Stored data entries
_ _ _ _ _ _ _

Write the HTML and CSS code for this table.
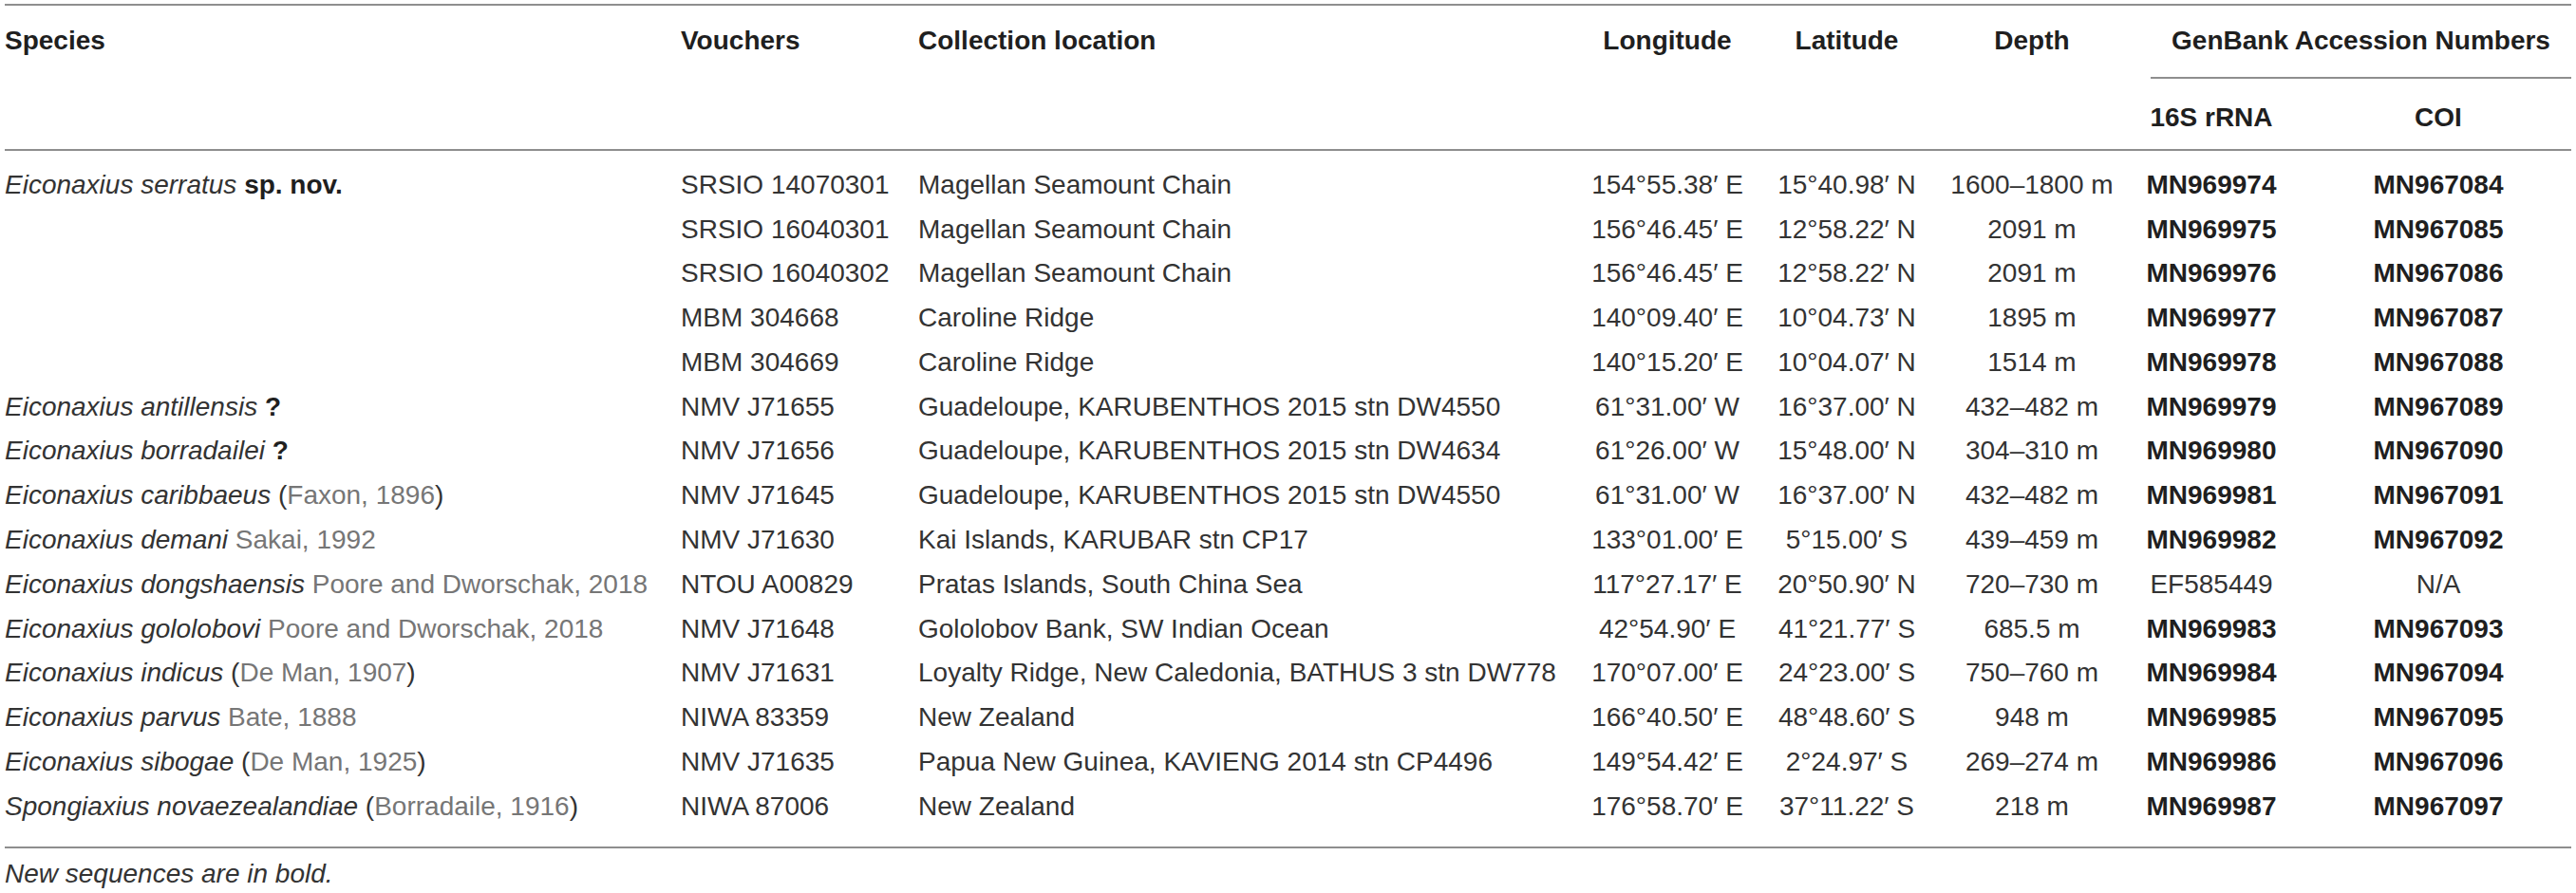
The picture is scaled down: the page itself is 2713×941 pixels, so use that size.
FILE: index.html
```html
<!DOCTYPE html>
<html lang="en">
<head>
<meta charset="utf-8">
<title>Specimens and GenBank accession numbers</title>
<link rel="stylesheet" href="styles.css">
</head>
<body>
<div class="page">
  <table class="data">
    <colgroup>
      <col class="c-species">
      <col class="c-voucher">
      <col class="c-loc">
      <col class="c-lon">
      <col class="c-lat">
      <col class="c-depth">
      <col class="c-16s">
      <col class="c-coi">
    </colgroup>
    <thead>
      <tr>
        <th class="left" rowspan="2">Species</th>
        <th class="left" rowspan="2">Vouchers</th>
        <th class="left" rowspan="2">Collection location</th>
        <th rowspan="2">Longitude</th>
        <th rowspan="2">Latitude</th>
        <th rowspan="2">Depth</th>
        <th class="group" colspan="2"><div class="group-label">GenBank Accession Numbers</div></th>
      </tr>
      <tr>
        <th class="sub">16S rRNA</th>
        <th class="sub">COI</th>
      </tr>
    </thead>
    <tbody>
      <tr>
        <td class="left"><i>Eiconaxius serratus</i> <b>sp. nov.</b></td>
        <td class="left">SRSIO 14070301</td>
        <td class="left">Magellan Seamount Chain</td>
        <td>154°55.38′ E</td><td>15°40.98′ N</td><td>1600–1800 m</td>
        <td class="acc">MN969974</td><td class="acc">MN967084</td>
      </tr>
      <tr>
        <td class="left"></td>
        <td class="left">SRSIO 16040301</td>
        <td class="left">Magellan Seamount Chain</td>
        <td>156°46.45′ E</td><td>12°58.22′ N</td><td>2091 m</td>
        <td class="acc">MN969975</td><td class="acc">MN967085</td>
      </tr>
      <tr>
        <td class="left"></td>
        <td class="left">SRSIO 16040302</td>
        <td class="left">Magellan Seamount Chain</td>
        <td>156°46.45′ E</td><td>12°58.22′ N</td><td>2091 m</td>
        <td class="acc">MN969976</td><td class="acc">MN967086</td>
      </tr>
      <tr>
        <td class="left"></td>
        <td class="left">MBM 304668</td>
        <td class="left">Caroline Ridge</td>
        <td>140°09.40′ E</td><td>10°04.73′ N</td><td>1895 m</td>
        <td class="acc">MN969977</td><td class="acc">MN967087</td>
      </tr>
      <tr>
        <td class="left"></td>
        <td class="left">MBM 304669</td>
        <td class="left">Caroline Ridge</td>
        <td>140°15.20′ E</td><td>10°04.07′ N</td><td>1514 m</td>
        <td class="acc">MN969978</td><td class="acc">MN967088</td>
      </tr>
      <tr>
        <td class="left"><i>Eiconaxius antillensis</i> <b>?</b></td>
        <td class="left">NMV J71655</td>
        <td class="left">Guadeloupe, KARUBENTHOS 2015 stn DW4550</td>
        <td>61°31.00′ W</td><td>16°37.00′ N</td><td>432–482 m</td>
        <td class="acc">MN969979</td><td class="acc">MN967089</td>
      </tr>
      <tr>
        <td class="left"><i>Eiconaxius borradailei</i> <b>?</b></td>
        <td class="left">NMV J71656</td>
        <td class="left">Guadeloupe, KARUBENTHOS 2015 stn DW4634</td>
        <td>61°26.00′ W</td><td>15°48.00′ N</td><td>304–310 m</td>
        <td class="acc">MN969980</td><td class="acc">MN967090</td>
      </tr>
      <tr>
        <td class="left"><i>Eiconaxius caribbaeus</i> (<span class="auth">Faxon, 1896</span>)</td>
        <td class="left">NMV J71645</td>
        <td class="left">Guadeloupe, KARUBENTHOS 2015 stn DW4550</td>
        <td>61°31.00′ W</td><td>16°37.00′ N</td><td>432–482 m</td>
        <td class="acc">MN969981</td><td class="acc">MN967091</td>
      </tr>
      <tr>
        <td class="left"><i>Eiconaxius demani</i> <span class="auth">Sakai, 1992</span></td>
        <td class="left">NMV J71630</td>
        <td class="left">Kai Islands, KARUBAR stn CP17</td>
        <td>133°01.00′ E</td><td>5°15.00′ S</td><td>439–459 m</td>
        <td class="acc">MN969982</td><td class="acc">MN967092</td>
      </tr>
      <tr>
        <td class="left"><i>Eiconaxius dongshaensis</i> <span class="auth">Poore and Dworschak, 2018</span></td>
        <td class="left">NTOU A00829</td>
        <td class="left">Pratas Islands, South China Sea</td>
        <td>117°27.17′ E</td><td>20°50.90′ N</td><td>720–730 m</td>
        <td>EF585449</td><td>N/A</td>
      </tr>
      <tr>
        <td class="left"><i>Eiconaxius gololobovi</i> <span class="auth">Poore and Dworschak, 2018</span></td>
        <td class="left">NMV J71648</td>
        <td class="left">Gololobov Bank, SW Indian Ocean</td>
        <td>42°54.90′ E</td><td>41°21.77′ S</td><td>685.5 m</td>
        <td class="acc">MN969983</td><td class="acc">MN967093</td>
      </tr>
      <tr>
        <td class="left"><i>Eiconaxius indicus</i> (<span class="auth">De Man, 1907</span>)</td>
        <td class="left">NMV J71631</td>
        <td class="left">Loyalty Ridge, New Caledonia, BATHUS 3 stn DW778</td>
        <td>170°07.00′ E</td><td>24°23.00′ S</td><td>750–760 m</td>
        <td class="acc">MN969984</td><td class="acc">MN967094</td>
      </tr>
      <tr>
        <td class="left"><i>Eiconaxius parvus</i> <span class="auth">Bate, 1888</span></td>
        <td class="left">NIWA 83359</td>
        <td class="left">New Zealand</td>
        <td>166°40.50′ E</td><td>48°48.60′ S</td><td>948 m</td>
        <td class="acc">MN969985</td><td class="acc">MN967095</td>
      </tr>
      <tr>
        <td class="left"><i>Eiconaxius sibogae</i> (<span class="auth">De Man, 1925</span>)</td>
        <td class="left">NMV J71635</td>
        <td class="left">Papua New Guinea, KAVIENG 2014 stn CP4496</td>
        <td>149°54.42′ E</td><td>2°24.97′ S</td><td>269–274 m</td>
        <td class="acc">MN969986</td><td class="acc">MN967096</td>
      </tr>
      <tr>
        <td class="left"><i>Spongiaxius novaezealandiae</i> (<span class="auth">Borradaile, 1916</span>)</td>
        <td class="left">NIWA 87006</td>
        <td class="left">New Zealand</td>
        <td>176°58.70′ E</td><td>37°11.22′ S</td><td>218 m</td>
        <td class="acc">MN969987</td><td class="acc">MN967097</td>
      </tr>
    </tbody>
  </table>
  <p class="note">New sequences are in bold.</p>
</div>
</body>
</html>
```

FILE: styles.css
```css
html, body {
  margin: 0;
  padding: 0;
  background: #ffffff;
}

.page {
  padding: 4px 0 0 5px;
  font-family: "Liberation Sans", Arial, Helvetica, sans-serif;
  font-size: 28px;
  line-height: 32px;
  color: #333333;
}

.data {
  width: 2703px;
  table-layout: fixed;
  border-collapse: separate;
  border-spacing: 0;
  border-top: 2px solid #8e8e8e;
  border-bottom: 2px solid #8e8e8e;
}

.c-species { width: 712px; }
.c-voucher { width: 250px; }
.c-loc { width: 705px; }
.c-lon { width: 168px; }
.c-lat { width: 210px; }
.c-depth { width: 180px; }
.c-16s { width: 198px; }
.c-coi { width: 280px; }

th, td {
  padding: 0;
  white-space: nowrap;
  text-align: center;
  vertical-align: top;
}

.left {
  text-align: left;
}

th {
  font-weight: bold;
  color: #1f1f1f;
  padding-top: 20.8px;
  border-bottom: 2px solid #8e8e8e;
}

th.group {
  border-bottom: none;
  padding-top: 0;
}

.group-label {
  margin-left: 35px;
  padding-top: 20.8px;
  padding-bottom: 22.2px;
  border-bottom: 2px solid #8e8e8e;
  text-align: center;
}

th.sub {
  padding-top: 24.8px;
  padding-bottom: 17.2px;
}

td {
  padding-top: 7.4px;
  padding-bottom: 7.4px;
}

tbody tr:first-child td {
  padding-top: 19.8px;
}

tbody tr:last-child td {
  padding-bottom: 26px;
}

td i {
  font-style: italic;
}

td b {
  font-weight: bold;
  color: #1f1f1f;
}

.auth {
  color: #767676;
}

td.acc {
  font-weight: bold;
  color: #1f1f1f;
}

.note {
  margin: 11px 0 0 0;
  font-style: italic;
  color: #333333;
}
```
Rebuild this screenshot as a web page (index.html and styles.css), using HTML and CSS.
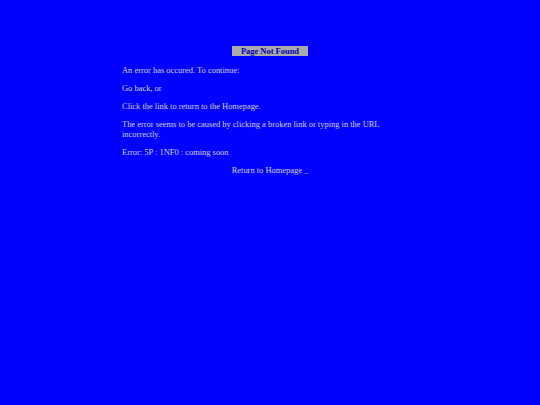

_ _ _ _ _ _ _

**Written exercise**
Give only the number of lines in the records that include the word "table".

**Exercise response**
4